### The data
--- BEGIN ---

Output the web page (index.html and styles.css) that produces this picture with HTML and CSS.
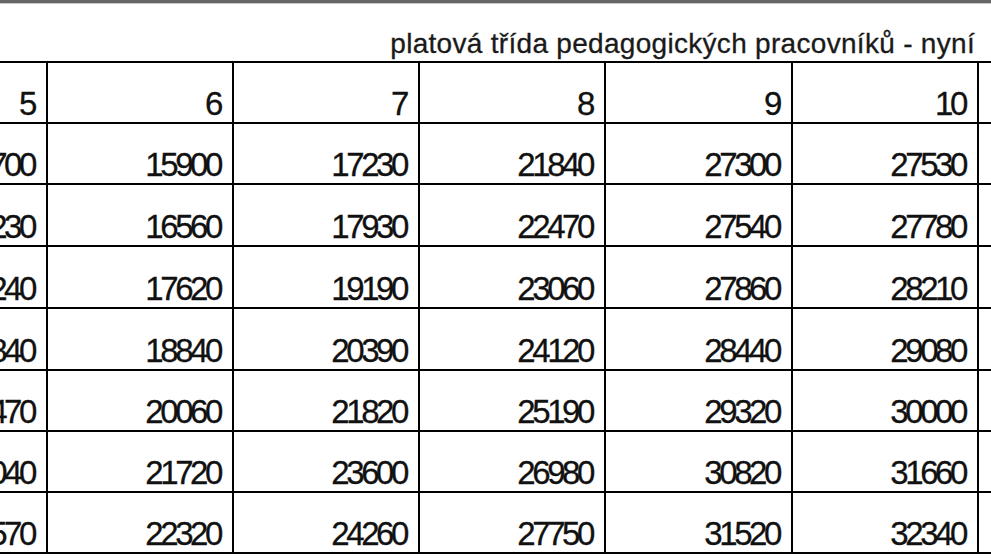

--- END ---
--- BEGIN ---

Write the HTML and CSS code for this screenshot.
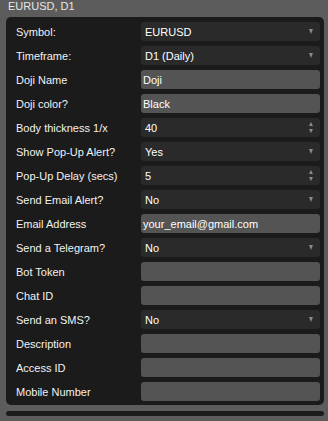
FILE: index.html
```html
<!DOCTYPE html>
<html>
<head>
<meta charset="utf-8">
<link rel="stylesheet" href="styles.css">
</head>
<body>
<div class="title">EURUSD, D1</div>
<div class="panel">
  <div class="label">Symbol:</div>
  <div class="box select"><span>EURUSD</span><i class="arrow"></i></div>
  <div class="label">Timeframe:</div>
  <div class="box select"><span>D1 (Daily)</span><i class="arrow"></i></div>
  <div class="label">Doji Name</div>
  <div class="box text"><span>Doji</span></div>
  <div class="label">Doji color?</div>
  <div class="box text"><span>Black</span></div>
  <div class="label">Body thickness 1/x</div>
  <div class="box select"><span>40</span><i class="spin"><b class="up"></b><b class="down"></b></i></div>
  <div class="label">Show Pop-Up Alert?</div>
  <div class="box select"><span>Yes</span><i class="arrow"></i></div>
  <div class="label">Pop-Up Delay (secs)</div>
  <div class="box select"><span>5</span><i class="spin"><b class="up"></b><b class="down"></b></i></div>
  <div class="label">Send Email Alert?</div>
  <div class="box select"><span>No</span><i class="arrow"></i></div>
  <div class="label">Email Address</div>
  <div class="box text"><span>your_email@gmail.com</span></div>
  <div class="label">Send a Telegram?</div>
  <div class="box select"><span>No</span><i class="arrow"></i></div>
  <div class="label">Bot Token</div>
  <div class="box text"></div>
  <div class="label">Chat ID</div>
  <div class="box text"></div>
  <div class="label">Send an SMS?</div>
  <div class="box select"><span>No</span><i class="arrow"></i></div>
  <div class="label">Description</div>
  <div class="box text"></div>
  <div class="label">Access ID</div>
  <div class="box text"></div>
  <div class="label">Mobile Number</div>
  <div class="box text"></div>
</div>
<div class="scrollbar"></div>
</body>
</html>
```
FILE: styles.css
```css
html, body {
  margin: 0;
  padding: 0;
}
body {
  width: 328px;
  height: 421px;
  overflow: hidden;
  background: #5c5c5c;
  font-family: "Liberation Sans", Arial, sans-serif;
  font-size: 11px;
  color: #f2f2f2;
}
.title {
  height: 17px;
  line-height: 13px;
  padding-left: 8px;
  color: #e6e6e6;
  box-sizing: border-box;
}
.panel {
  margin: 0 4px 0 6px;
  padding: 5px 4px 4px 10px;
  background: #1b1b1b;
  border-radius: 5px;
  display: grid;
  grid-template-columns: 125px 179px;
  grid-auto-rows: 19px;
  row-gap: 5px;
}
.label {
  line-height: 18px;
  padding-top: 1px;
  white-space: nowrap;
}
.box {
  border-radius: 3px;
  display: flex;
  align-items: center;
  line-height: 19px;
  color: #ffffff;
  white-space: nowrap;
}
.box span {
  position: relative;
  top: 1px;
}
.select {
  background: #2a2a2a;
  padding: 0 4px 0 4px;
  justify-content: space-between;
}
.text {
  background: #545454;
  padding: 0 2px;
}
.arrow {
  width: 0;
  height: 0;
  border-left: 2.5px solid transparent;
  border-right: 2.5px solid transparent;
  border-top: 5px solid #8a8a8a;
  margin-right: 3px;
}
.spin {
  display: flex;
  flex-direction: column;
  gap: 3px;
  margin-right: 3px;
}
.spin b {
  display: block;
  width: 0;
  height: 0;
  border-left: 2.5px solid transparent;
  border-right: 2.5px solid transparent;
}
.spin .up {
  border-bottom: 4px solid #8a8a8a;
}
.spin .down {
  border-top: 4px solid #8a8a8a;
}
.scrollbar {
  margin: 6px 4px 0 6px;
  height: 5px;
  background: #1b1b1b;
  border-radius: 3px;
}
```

--- END ---

Show all lines from the listing above in which "index" appears.

### Result for this task
Output the web page (index.html and styles.css) that produces this picture with HTML and CSS.
FILE: index.html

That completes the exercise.